第二場12點10到1點10《毫無代價唱最幸福的歌》

提問:剛才我還有一個問題沒有問,關於您寫詞的過程,寫詞拿到旋律,先把譜子寫上,然後根據譜子寫詞,所以我很想了解您謝詞的過程?就是拿到旋律之後怎麼進行創作的?

林夕:拿到旋律之後,第一件事情,會先聽音樂的小樣,聽很多遍,這個程序第一道工序用一個,這個比較理性的角度來聽這個曲子,我自己為什麼先把這個寫下來,就好像寫這個歌詞之前,有一個比較客觀,比較理性的角度來看這個歌,它的結構,句子長不長,旋律長不長,它重點的地方在哪裡?整個好象有一個藍圖,先有這個藍圖以後,我寫得出來,我就會比較有這個,按照這個藍圖,給我一個構想這個歌詞的基礎。然後就調整休息一下,讓這個腦袋裡面先沒有太,因為這個過程會比較理性,我就先晴空一下,放空一下,對音樂本身很理性的,因為先理性籃子寫下來,回到音樂裡面也聽很多遍,在音樂的情趣裡面,才開始寫。

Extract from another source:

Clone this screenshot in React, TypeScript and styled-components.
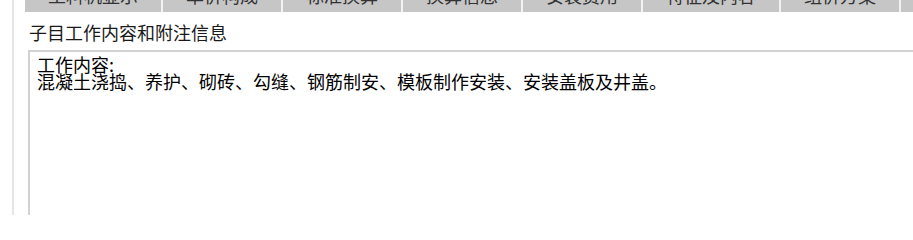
import styled, { createGlobalStyle } from "styled-components";

const GlobalStyle = createGlobalStyle`
  html, body {
    margin: 0;
    padding: 0;
    background: #ffffff;
    overflow: hidden;
  }
  body {
    font-family: "Noto Sans CJK SC", "Microsoft YaHei", sans-serif;
    color: #111111;
  }
`;

const Page = styled.div`
  display: flex;
  height: 215px;
  width: 960px;
  overflow: hidden;
`;

const Gutter = styled.div`
  width: 12px;
  flex-shrink: 0;
  border-right: 2px solid #e6e6e6;
`;

const Main = styled.div`
  flex: 1;
  display: flex;
  flex-direction: column;
  padding-left: 11px;
  min-width: 0;
`;

// only the lower edge of the tab strip is in view
const TabBar = styled.div`
  display: flex;
  flex-shrink: 0;
  height: 12px;
  overflow: hidden;
  background: #c6c6c6;
  align-items: flex-end;
`;

const Tab = styled.div<{ $first?: boolean }>`
  flex-shrink: 0;
  padding: 0 23px 8px;
  font-size: 18px;
  line-height: 18px;
  color: #333333;
  white-space: nowrap;
  border-left: ${(props) => (props.$first ? "none" : "2px solid #f2f2f2")};
`;

const Section = styled.div`
  display: flex;
  flex-direction: column;
  flex-shrink: 0;
  padding-left: 3px;
`;

const Title = styled.div`
  margin: 11px 0 9px 1px;
  font-size: 18px;
  line-height: 18px;
  color: #1a1a1a;
`;

const TextBox = styled.div`
  height: 200px;
  border-top: 2px solid #d2d2d2;
  border-left: 2px solid #d2d2d2;
  padding: 4px 0 0 7px;
  font-size: 18px;
  line-height: 17px;
  color: #000000;
  white-space: pre;
`;

const tabs = [
  "工料机显示",
  "单价构成",
  "标准换算",
  "换算信息",
  "安装费用",
  "特征及内容",
  "组价方案",
  "工程量明细",
];

function App() {
  return (
    <>
      <GlobalStyle />
      <Page>
        <Gutter />
        <Main>
          <TabBar>
            {tabs.map((t, i) => (
              <Tab key={t} $first={i === 0}>
                {t}
              </Tab>
            ))}
          </TabBar>
          <Section>
            <Title>子目工作内容和附注信息</Title>
            <TextBox>
              {"工作内容:\n混凝土浇捣、养护、砌砖、勾缝、钢筋制安、模板制作安装、安装盖板及井盖。"}
            </TextBox>
          </Section>
        </Main>
      </Page>
    </>
  );
}

export default App;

提問:歌詞寫了很多愛情,做您訪問的時候,您講到比較欣賞愛情狀態?大廈AB座一樣,是不是需要一定的空間。

林夕:說的這麼生動,AB座,有一定的距離,但是又彼此有一些聯繫。A座是什麼?B座是什麼?

提問:您講了兩個人的愛情狀態。

林夕:不是寫作,是兩個人愛情的狀態,是這樣子。

提問:講得太經典的話,所以就忘了。

林夕:作為一個寫詞人,會用寫詞的方法來回答問題。兩個人的關係,本身一般的關係,同居的關係在,同時住在一座的時候,有得必有有失,得到的是很親密的,歌詞的說法,燒成一個陶器一樣,你中有我,我中有你。這個比較需要多一點相處得學問。如果一個在A座,一個在B座,離得比遠,隨時有一個很親密的互動的活動,也有起碼我覺得起碼能夠保持自己的一點空間之餘,也不至於因為這個關係而完全失去自我或者失去了自己。這個想法我想到現在,當然每一個人有不一樣最理想的狀態,可是我覺得這樣子是不錯,也真的可以實行,AB座太遠了,同在一座,一個一樓一個在三樓。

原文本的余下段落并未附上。